= Hereward Thimbleby Price =

Malagasy-born English author and professor (1880–1964)

Hereward Thimbleby Price (23 April 1880 – 11 May 1964) was an English author and professor of English at the University of Michigan.

Price was born 23 April 1880 in the town of Ambatolahinandrianisiahana, Madagascar as a son of Mary Anne "Polly" Thimbleby and Charles Thomas Price (1847-1933), an English missionary. Returning to England, he was educated at various private schools, and in 1899 matriculated at the University of Oxford. During this time he also worked as an assistant in the creation of the Oxford English Dictionary. In 1904 he was appointed lecturer in English at the University of Bonn, where he wrote and published his thesis A history of ablaut in the strong verbs from Caxton to the end of the Elizabethan period (1910). In 1911, while living in Germany, Price married and became naturalized as a German citizen. Subsequently, he was drafted into the German army during World War I. He was captured by Russian soldiers, but escaped to China.

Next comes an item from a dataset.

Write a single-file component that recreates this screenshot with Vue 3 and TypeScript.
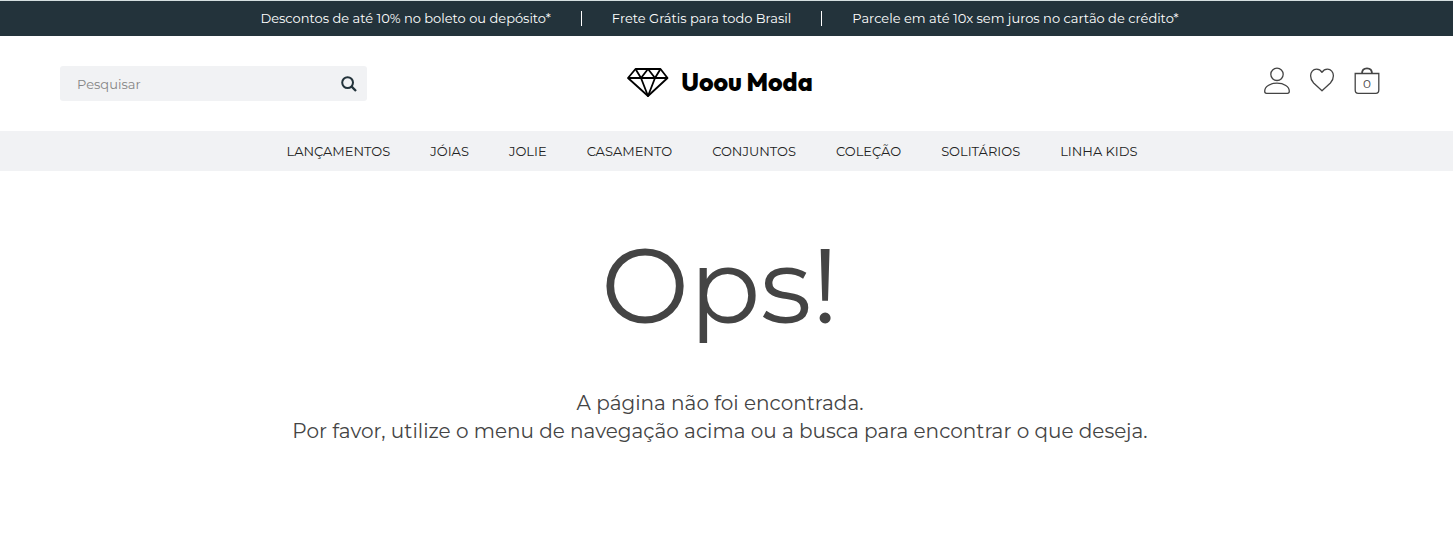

In 1919 he wrote a book about his experiences called Boche and Bolshevik: Experiences of an Englishman in the German Army and in Russian Prisons.

After coming to America and gaining a professorship at the University of Michigan, he wrote many other books, including Foreign influences on Middle English, and Construction in Shakespeare. Price died in Washington, D.C., on 11 May 1964, age 84. He is buried in Forest Hill Cemetery, Ann Arbor, Michigan.